Some advantages mobile phones have over computer-based browsing.

1) You can read academic articles in public without looking like a freak. Everyone in the world (everyone in south London, anyway) spends their waking lives staring at their phones. I guess they’re reading text messages or something. But it means I can happily read whatever I want (provided it’s on line, which most everything is) and not look like a maniac. Try reading an economics textbook at the bus stop, and see the kind of looks you get.

2) It enforces a certain kind of attention. I find it pretty difficult to read stuff on a computer screen – the urge to skim (which I rarely feel when reading actual physical paper books) is almost irresistible. (Not entirely clear why that would be; something to do with your distance from the screen, your inability to physically hold the thing you’re reading, a certain discomfort or lack of bodily engagement? Who knows…) On a mobile phone, you have to scroll down all the time – you can only read a small portion of text at any one moment – so you have to pay full attention to every word, even when you’re reading casually. I find this helpful.

3) Plus, of course, you can just carry a mobile phone around with you. Even if you’re only got a minute and a half to spare, you can pack in a small amount of self-education or pointless blather. For those of us whose actual lives are mostly distractions from reading, this is good.

No mobile phone for me now, though. My Google Reader account is piling up bile and analysis from around the world. Unreachable! Unread! This blog is soon going to get radically less well-informed – which I didn’t think was possible.

Maybe I should buy an internet connection of some kind. Or – I’m thinking outside the box here – another mobile phone… I’m just not sure I can bear to pay for two monthly contracts.

That buzzing sound you hear is the world’s smallest violin, on mute.

[1] Though neither is exactly unimprovable. This debate is one of those things I just don’t understand. Why wouldn’t you have a progressive-tax-funded, single payer, universal coverage health care system? What’s to dislike?


  1. Always get insurance. I rented a car recently and I definitely made sure to pay
    the (cheap) $11 insurance. The last time I traveled to New York with my brother
    via a rented car we almost had it stolen. The lock mechanism was cracked in a
    suspicious way, and this occurred after we (well, actually he) left it on the
    street for two nights in a row. After that experience, I now know the life saving
    value of insurance.

    My brother has a Blackberry and he is married to that thing more than he is to his
    wife. Whenever I am with him I feel the urge to yank it out of his hand and toss it from the window of a moving car. If only you knew what you might look like to
    those who love you, you may not regret not having your phone thingie after too long. Look around, note the trees swaying in the breeze and the waves crashing on the beach. Take a stroll through a park and smell the flowers. Watch the animals frolick. It may be the last time you witness the natural beauty of life before the next gadget phase swallows you and everybody else into it.

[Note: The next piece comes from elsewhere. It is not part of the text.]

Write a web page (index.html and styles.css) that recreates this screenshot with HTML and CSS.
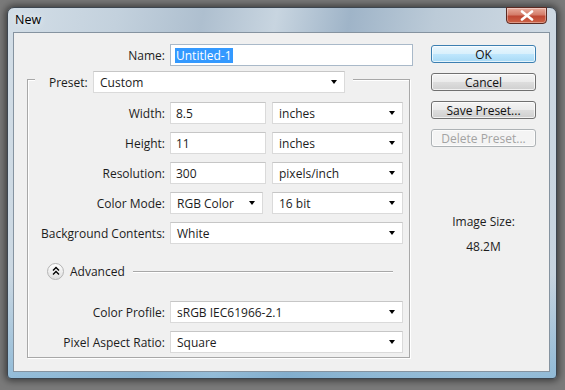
FILE: index.html
```html
<!DOCTYPE html>
<html lang="en">
<head>
  <meta charset="UTF-8">
  <title>New</title>
  <link rel="stylesheet" href="styles.css">
</head>
<body>
  <div class="window">
    <div class="titlebar">
      <span class="title">New</span>
      <span class="close-btn">
        <svg width="14" height="11" viewBox="0 0 14 11">
          <path d="M2 1.5 L12 9.5 M12 1.5 L2 9.5" stroke="#fff" stroke-width="2.6" stroke-linecap="round"/>
        </svg>
      </span>
    </div>

    <div class="client">
      <div class="main">
        <div class="name-row">
          <span class="label">Name:</span>
          <div class="field name-field"><span class="selected">Untitled-1</span></div>
        </div>

        <div class="group">
          <div class="preset-row">
            <span class="preset-label">Preset:</span>
            <div class="select preset-select">Custom<span class="arrow"></span></div>
          </div>

          <div class="form-grid">
            <span class="label">Width:</span>
            <div class="pair">
              <div class="field num">8.5</div>
              <div class="select unit">inches<span class="arrow"></span></div>
            </div>

            <span class="label">Height:</span>
            <div class="pair">
              <div class="field num">11</div>
              <div class="select unit">inches<span class="arrow"></span></div>
            </div>

            <span class="label">Resolution:</span>
            <div class="pair">
              <div class="field num">300</div>
              <div class="select unit">pixels/inch<span class="arrow"></span></div>
            </div>

            <span class="label">Color Mode:</span>
            <div class="pair">
              <div class="select mode">RGB Color<span class="arrow"></span></div>
              <div class="select unit">16 bit<span class="arrow"></span></div>
            </div>

            <span class="label">Background Contents:</span>
            <div class="select">White<span class="arrow"></span></div>
          </div>

          <div class="advanced">
            <span class="adv-icon">
              <svg width="10" height="10" viewBox="0 0 10 10">
                <path d="M2 4.5 L5 1.5 L8 4.5 M2 8.5 L5 5.5 L8 8.5" fill="none" stroke="#000" stroke-width="1.4"/>
              </svg>
            </span>
            <span class="adv-text">Advanced</span>
            <span class="adv-line"></span>
          </div>

          <div class="form-grid adv-grid">
            <span class="label">Color Profile:</span>
            <div class="select">sRGB IEC61966-2.1<span class="arrow"></span></div>

            <span class="label">Pixel Aspect Ratio:</span>
            <div class="select">Square<span class="arrow"></span></div>
          </div>
        </div>
      </div>

      <div class="side">
        <button class="btn btn-default">OK</button>
        <button class="btn">Cancel</button>
        <button class="btn">Save Preset...</button>
        <button class="btn" disabled>Delete Preset...</button>

        <div class="image-size">
          <div>Image Size:</div>
          <div class="size-value">48.2M</div>
        </div>
      </div>
    </div>
  </div>
</body>
</html>
```

FILE: styles.css
```css
* {
  margin: 0;
  padding: 0;
  box-sizing: border-box;
}

body {
  font-family: "Open Sans", "Noto Sans", Arial, sans-serif;
  font-size: 12px;
  color: #1c1c1c;
  background: #7a7a7a;
  width: 565px;
  height: 390px;
  overflow: hidden;
}

/* window frame */

.window {
  margin: 7px 0 0 7px;
  width: 550px;
  height: 372px;
  border: 1px solid #3d4650;
  border-radius: 7px 7px 4px 4px;
  box-shadow: 0 0 7px 2px rgba(0, 0, 0, 0.5);
  background:
    linear-gradient(to bottom, rgba(255, 255, 255, 0) 72%, rgba(110, 170, 210, 0.6) 100%),
    linear-gradient(100deg, #d3dee7 0%, #c3d1dd 18%, #aebfcf 32%, #c8d5e0 44%, #9fb4c8 56%, #bccbd8 70%, #ced9e3 88%, #c4d2de 100%);
  padding: 0 7px 6px 5px;
}

.titlebar {
  height: 24px;
  display: flex;
  justify-content: space-between;
  align-items: flex-start;
  padding-left: 2px;
}

.title {
  font-size: 12.5px;
  line-height: 16px;
  padding-top: 4px;
  color: #000;
  text-shadow: 0 0 6px rgba(255, 255, 255, 0.9);
}

.close-btn {
  width: 41px;
  height: 17px;
  margin-top: -1px;
  margin-right: 2px;
  border: 1px solid #5b2a22;
  border-radius: 0 0 4px 4px;
  background: linear-gradient(to bottom, #e8ab9c 0%, #d47d6a 45%, #bf4834 55%, #cd6346 100%);
  box-shadow: inset 0 0 0 1px rgba(255, 255, 255, 0.35);
  display: flex;
  align-items: center;
  justify-content: center;
}

/* client area */

.client {
  width: 537px;
  height: 340px;
  background: #f0f0f0;
  border: 1px solid #8593a0;
  display: flex;
  padding-top: 11px;
}

.main {
  width: 399px;
}

.label {
  text-align: right;
  align-self: center;
  white-space: nowrap;
}

.field,
.select {
  height: 22px;
  background: #fff;
  border: 1px solid #dadada;
  border-top-color: #c6c6c6;
  display: flex;
  align-items: center;
  padding: 0 5px 0 5px;
  white-space: nowrap;
}

.select {
  padding-left: 6px;
}

.arrow {
  margin-left: auto;
  width: 0;
  height: 0;
  border-left: 3.5px solid transparent;
  border-right: 3.5px solid transparent;
  border-top: 4px solid #000;
  margin-right: 2px;
}

.name-row {
  display: grid;
  grid-template-columns: 151px 243px;
  column-gap: 5px;
  height: 22px;
}

.name-field {
  border-color: #a9b9c9;
  padding-left: 4px;
}

.selected {
  background: #3399ff;
  color: #fff;
  padding: 0 1px;
  line-height: 15px;
}

/* preset group */

.group {
  margin: 13px 0 0 13px;
  width: 383px;
  border: 1px solid #a8a8a8;
  box-shadow: inset 1px 1px 0 #fff, 1px 1px 0 #fff;
  padding: 0 6px 4px 0;
}

.preset-row {
  margin: -9px 0 0 7px;
  width: 318px;
  height: 22px;
  display: flex;
  align-items: center;
  background: #f0f0f0;
  padding: 0 8px 0 14px;
}

.preset-label {
  width: 44px;
}

.preset-select {
  width: 252px;
}

.form-grid {
  margin-top: 9px;
  display: grid;
  grid-template-columns: 137px 233px;
  grid-auto-rows: 22px;
  column-gap: 5px;
  row-gap: 8px;
}

.pair {
  display: flex;
  justify-content: space-between;
}

.num {
  width: 96px;
}

.mode {
  width: 93px;
}

.unit {
  width: 131px;
}

.advanced {
  margin-top: 18px;
  height: 18px;
  display: flex;
  align-items: center;
  padding: 0 10px 0 19px;
}

.adv-icon {
  width: 17px;
  height: 17px;
  border-radius: 50%;
  border: 1px solid #b4b4b4;
  background: linear-gradient(to bottom, #ffffff, #dedede);
  display: flex;
  align-items: center;
  justify-content: center;
}

.adv-text {
  margin-left: 6px;
}

.adv-line {
  flex: 1;
  height: 1px;
  margin-left: 8px;
  background: #a8a8a8;
  box-shadow: 0 1px 0 #fff;
}

.adv-grid {
  margin-top: 21px;
}

/* buttons column */

.side {
  margin-left: 18px;
  width: 105px;
  display: flex;
  flex-direction: column;
  padding-top: 1px;
}

.btn {
  height: 18px;
  margin-bottom: 10px;
  font-family: inherit;
  font-size: 12px;
  color: #111;
  border: 1px solid #707070;
  border-radius: 3px;
  background: linear-gradient(to bottom, #f4f4f4 0%, #ebebeb 48%, #dddddd 52%, #cfcfcf 100%);
  box-shadow: inset 0 0 0 1px rgba(255, 255, 255, 0.7);
}

.btn-default {
  border-color: #3c7fb1;
  background: linear-gradient(to bottom, #eaf6fd 0%, #d9f0fc 48%, #bee6fd 52%, #a7d9f5 100%);
}

.btn:disabled {
  color: #a3a3a3;
  border-color: #adb2b5;
  background: #f4f4f4;
}

.image-size {
  margin-top: 57px;
  text-align: center;
  line-height: 16px;
}

.size-value {
  margin-top: 9px;
}
```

    Comment by robertjerome — February 1, 2008 @ 8:51 pm

  2. How right you are. This a beautiful summer cloud of silver lining. On the other hand – if I want to watch animals frolick, I can always do it on my phone, now, can’t I? That’s what YouTube’s for.

    Re: insurance, yes, of course, of course. But look at it this way: it would be very hypocritical of me to argue that consumers are irrational while behaving rationally myself.